Contribution reserving strategies are particularly useful where an SMSF member runs up against the Division 293 tax rules after realising a significant gain on the sale of a personally held asset, but they require careful execution, according to a superannuation expert.

BT technical consultant Matt Manning said SMSFs had a key advantage in dealing with Division 293 issues that was unavailable to Australian Prudential Regulation Authority-regulated funds in that they could direct large income sums into super across two financial years using a reserving strategy.

Speaking during an online briefing with advisers today, Manning gave the example of Karen, who earns $100,000 a year and is the single member of an SMSF, and during 2024/25 sold an investment property outside the fund resulting in a $100,000 taxable capital gain.

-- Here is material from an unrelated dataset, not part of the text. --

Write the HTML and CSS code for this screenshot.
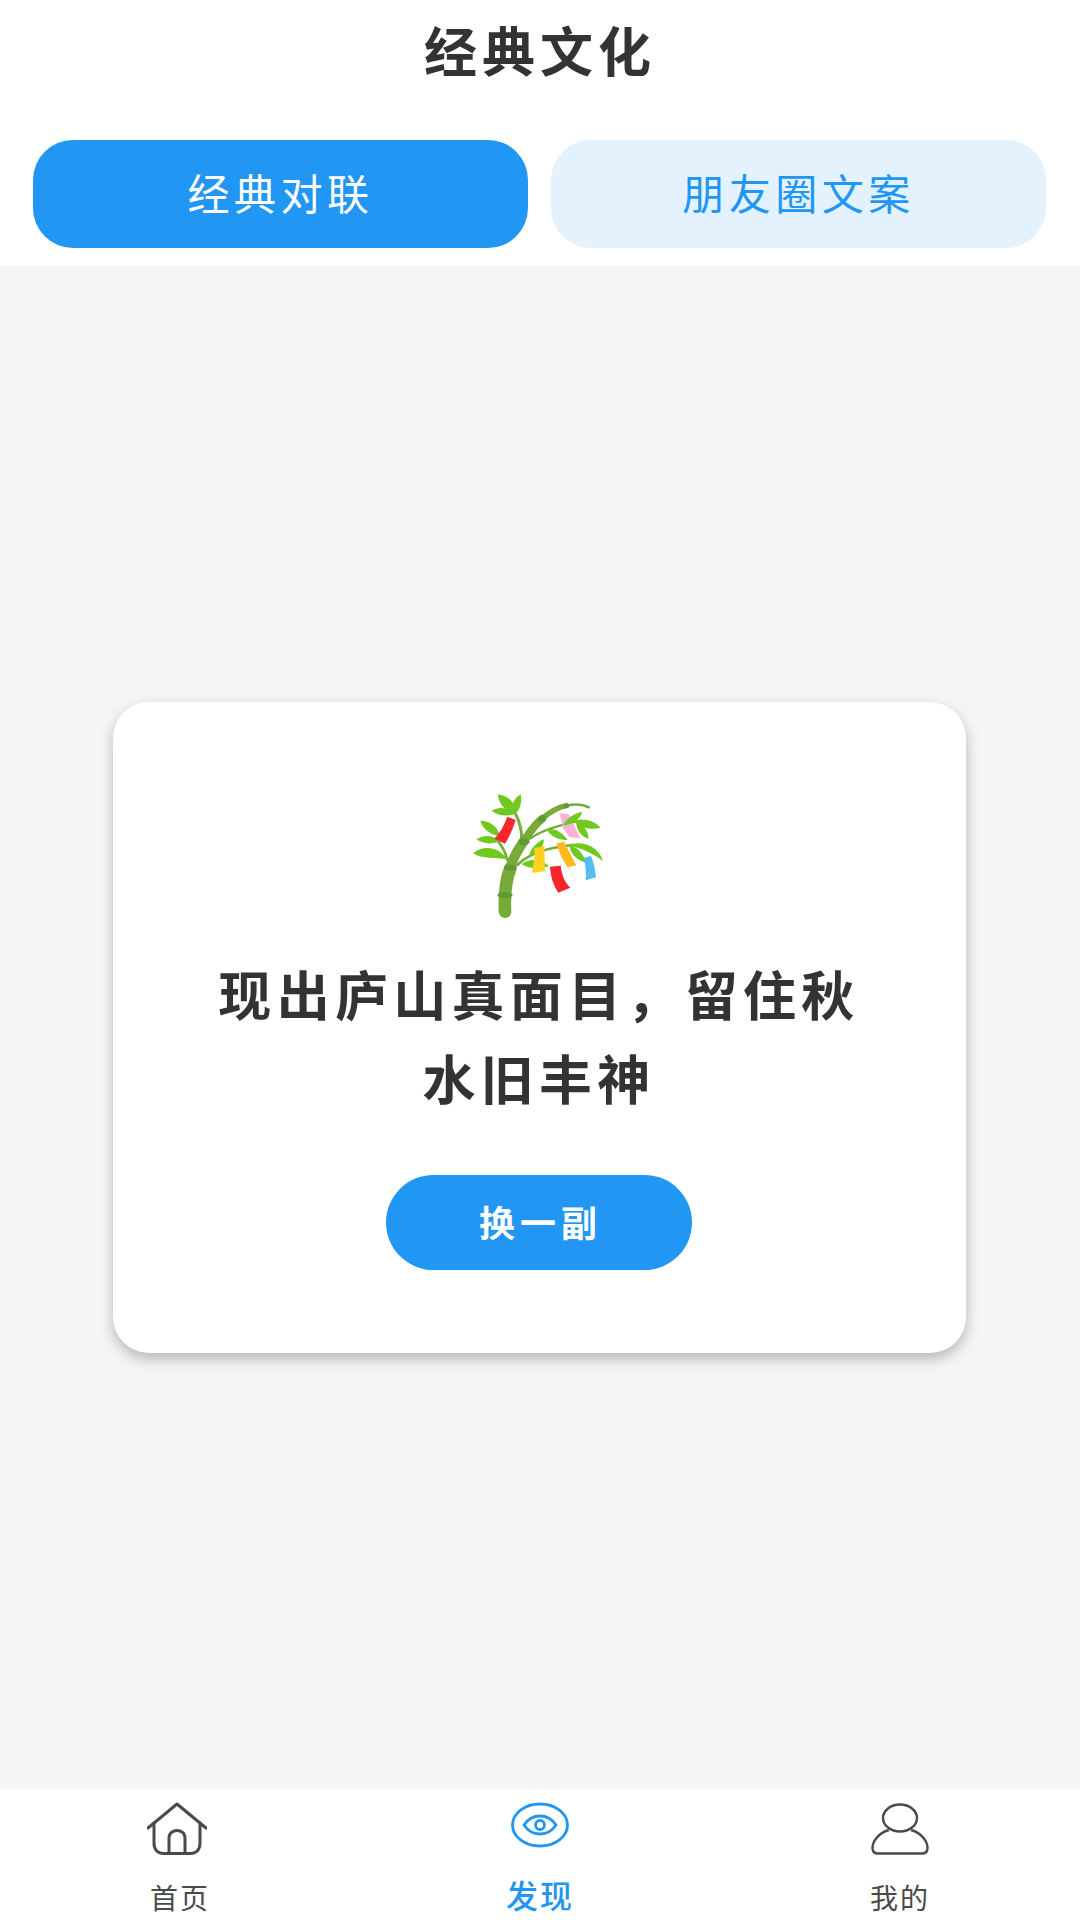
FILE: index.html
```html
<!DOCTYPE html>
<html lang="zh-CN">
<head>
    <meta charset="UTF-8">
    <meta name="viewport" content="width=device-width, initial-scale=1.0">
    <title>经典文化</title>
    <link rel="stylesheet" href="styles.css">
</head>
<body>
    <div class="page">
        <header class="top">
            <h1 class="page-title">经典文化</h1>
            <div class="tabs">
                <div class="tab tab-active">经典对联</div>
                <div class="tab">朋友圈文案</div>
            </div>
        </header>

        <main class="content">
            <section class="card">
                <svg class="bamboo" viewBox="0 0 600 480" aria-hidden="true">
                    <!-- stalk -->
                    <g fill="none" stroke="#76ab3a" stroke-linecap="round">
                        <path d="M198 425 C196 380 198 335 214 295" stroke-width="38"/>
                        <path d="M212 298 C222 265 235 240 254 214" stroke-width="30"/>
                        <path d="M254 214 C270 190 285 165 310 146" stroke-width="24"/>
                        <path d="M308 147 C330 128 355 112 382 107" stroke-width="16"/>
                        <path d="M382 107 C405 102 430 102 450 112" stroke-width="7"/>
                        <path d="M205 270 C200 250 192 232 178 215" stroke-width="8"/>
                        <path d="M248 205 C248 180 242 155 228 128" stroke-width="9"/>
                        <path d="M275 205 C310 180 360 165 425 152" stroke-width="7"/>
                        <path d="M235 285 C270 250 330 232 400 225" stroke-width="8"/>
                    </g>
                    <g fill="#5f9a34">
                        <ellipse cx="198" cy="375" rx="23" ry="9"/>
                        <ellipse cx="214" cy="293" rx="19" ry="9"/>
                        <ellipse cx="255" cy="215" rx="17" ry="10"/>
                        <ellipse cx="309" cy="146" rx="12" ry="9" transform="rotate(-35 309 146)"/>
                        <ellipse cx="382" cy="107" rx="8" ry="7"/>
                    </g>
                    <!-- pink tag sits behind the leaves -->
                    <path d="M362 130 L388 132 L424 204 L392 202 L372 175 Z" fill="#f9b3d9"/>
                    <!-- leaves -->
                    <g fill="#70c91f">
                        <path d="M176 73 C215 78 232 105 228 132 C200 125 180 105 176 73 Z"/>
                        <path d="M245 73 C250 100 242 120 228 132 C215 110 222 85 245 73 Z"/>
                        <path d="M158 122 C180 108 210 112 228 132 C205 140 178 138 158 122 Z"/>
                        <path d="M124 152 C155 152 178 172 182 198 C155 195 132 178 124 152 Z"/>
                        <path d="M112 208 C135 192 165 195 182 214 C160 224 130 222 112 208 Z"/>
                        <path d="M102 250 C130 225 180 228 204 268 C170 262 130 268 102 250 Z"/>
                        <path d="M430 125 C422 150 400 165 372 166 C382 145 405 130 430 125 Z"/>
                        <path d="M485 173 C460 145 425 145 405 155 C420 172 455 182 485 173 Z"/>
                        <path d="M448 207 C450 185 435 165 412 158 C412 180 425 198 448 207 Z"/>
                        <path d="M322 178 C345 172 372 188 386 210 C362 212 335 200 322 178 Z"/>
                        <path d="M314 208 C316 232 295 252 270 258 C275 235 292 218 314 208 Z"/>
                        <path d="M248 282 C272 262 308 268 330 288 C305 298 270 298 248 282 Z"/>
                        <path d="M492 274 C480 230 430 208 385 226 C420 232 465 250 492 274 Z"/>
                        <path d="M440 278 C435 255 418 232 392 226 C392 250 412 270 440 278 Z"/>
                    </g>
                    <!-- paper tags -->
                    <path d="M205 140 L230 150 C222 175 212 200 198 221 L166 206 C182 190 196 165 205 140 Z" fill="#f8252b"/>
                    <path d="M286 234 L316 228 L318 304 L278 309 C284 285 288 260 286 234 Z" fill="#ffd21f"/>
                    <path d="M352 220 L376 215 C388 240 400 265 412 286 L385 292 C372 270 358 245 352 220 Z" fill="#ffb81f"/>
                    <path d="M333 290 L365 287 C368 315 378 338 394 353 L358 368 C342 345 335 318 333 290 Z" fill="#f8252b"/>
                    <path d="M434 264 L456 257 C465 280 470 305 471 322 L440 331 C442 308 440 285 434 264 Z" fill="#52bfee"/>
                </svg>
                <p class="couplet">现出庐山真面目，留住秋水旧丰神</p>
                <button class="change-btn" type="button">换一副</button>
            </section>
        </main>

        <nav class="tabbar">
            <div class="nav-item">
                <svg class="nav-icon nav-icon-home" viewBox="0 0 60 52" fill="none" stroke="#4a4a4a" stroke-width="3" stroke-linecap="round" stroke-linejoin="round">
                    <path d="M1 25 L30 1 L59 25"/>
                    <path d="M7 20 V40 C7 47 11 50.5 17 50.5 H43 C49 50.5 53 47 53 40 V20"/>
                    <path d="M22 50.5 V35 C22 25 38 25 38 35 V50.5"/>
                </svg>
                <span class="nav-label">首页</span>
            </div>
            <div class="nav-item nav-item-active">
                <svg class="nav-icon" viewBox="0 0 60 52" fill="none" stroke="#2196f3" stroke-width="2.8">
                    <ellipse cx="30" cy="22" rx="27.5" ry="21"/>
                    <path d="M14 22 C22 10 38 10 46 22 C38 34 22 34 14 22 Z"/>
                    <circle cx="30" cy="22" r="4.5"/>
                </svg>
                <span class="nav-label">发现</span>
            </div>
            <div class="nav-item">
                <svg class="nav-icon" viewBox="0 0 60 52" fill="none" stroke="#4a4a4a" stroke-width="2.4">
                    <ellipse cx="30" cy="15" rx="17" ry="13.5"/>
                    <path d="M19 27 C8 30 2 39 2.5 46 C3 49 5 50.5 8 50.5 H52 C55 50.5 57 49 57.5 46 C58 39 52 30 41 27"/>
                </svg>
                <span class="nav-label">我的</span>
            </div>
        </nav>
    </div>
</body>
</html>
```

FILE: styles.css
```css
* {
    box-sizing: border-box;
}
body {
    margin: 0;
    font-family: "Noto Sans CJK SC", "Noto Sans", sans-serif;
    background-color: #fff;
}
.page {
    display: flex;
    flex-direction: column;
    width: 1080px;
    height: 1920px;
    overflow: hidden;
}
.top {
    height: 266px;
    background-color: #fff;
}
.page-title {
    margin: 0;
    padding-top: 15px;
    height: 140px;
    font-size: 53px;
    line-height: 68px;
    font-weight: 700;
    letter-spacing: 5px;
    text-align: center;
    color: #333;
}
.tabs {
    display: flex;
    gap: 23px;
    padding: 0 34px 0 33px;
}
.tab {
    flex: 1;
    height: 108px;
    line-height: 104px;
    border-radius: 40px;
    background-color: #e3f2fd;
    color: #2196f3;
    font-size: 42px;
    letter-spacing: 4.5px;
    text-align: center;
}
.tab-active {
    background-color: #2196f3;
    color: #fff;
}
.content {
    flex: 1;
    display: flex;
    align-items: center;
    justify-content: center;
    background-color: #f5f5f5;
}
.card {
    display: flex;
    flex-direction: column;
    align-items: center;
    width: 853px;
    height: 651px;
    margin-right: 2px;
    padding-top: 68px;
    background-color: #fff;
    border-radius: 36px;
    box-shadow: 0 6px 14px rgba(0, 0, 0, 0.25);
}
.bamboo {
    width: 200px;
    height: 160px;
}
.couplet {
    width: 660px;
    margin: 21px 0 0;
    font-size: 53px;
    line-height: 84px;
    font-weight: 700;
    letter-spacing: 5.3px;
    text-align: center;
    color: #333;
}
.change-btn {
    width: 306px;
    height: 95px;
    margin-top: 56px;
    padding: 0 0 3px 3px;
    border: none;
    border-radius: 48px;
    background-color: #2196f3;
    color: #fff;
    font-family: inherit;
    font-size: 36px;
    font-weight: 700;
    letter-spacing: 5px;
}
.tabbar {
    display: flex;
    height: 131px;
    background-color: #fff;
}
.nav-item {
    flex: 1;
    display: flex;
    flex-direction: column;
    align-items: center;
    padding-top: 13px;
}
.nav-icon {
    width: 60px;
    height: 54px;
}
.nav-icon-home {
    margin-left: -6px;
}
.nav-label {
    margin-top: 22px;
    font-size: 28px;
    line-height: 38px;
    letter-spacing: 2px;
    color: #4a4a4a;
}
.nav-item-active .nav-label {
    margin-top: 18px;
    font-size: 32px;
    line-height: 40px;
    font-weight: 500;
    letter-spacing: 2px;
    color: #2196f3;
}
```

“This is an ideal opportunity for the double deduction strategy where we want it all to happen in one financial year, but for contribution cap purposes we want to split it between the 2024/25 and 2025/26 financial years,” he said.

“In some people’s situation, however, the contribution might put them at a level that is not as tax-effective, even though their income is higher, and the reason for that is their effective marginal tax rates and Division 293.

“Where that gain puts someone above $250,000, it puts them into the Division 293 territory and the benefit of the voluntary concessional contribution is reduced [from 32 per cent at $249,999] to the level of somebody in the 32 per cent marginal tax rate [who earns $66,668 to $135,000] where the voluntary concessional contribution benefit is also 17 per cent.

“So if it means paying Division 293 when we would otherwise be in the following financial year subject to the 39 per cent marginal tax bracket [for those earning $135,000 to $190,000], it’s probably not worth doing the reserving strategy.

“In the case of Karen, her voluntary concessional contribution deduction benefit would be 32 per cent and by reducing the $200,000 income below $190,000, there was still a 24 per cent benefit available to her and so doing that via a reserving strategy where the client has an SMSF can be particularly valuable.”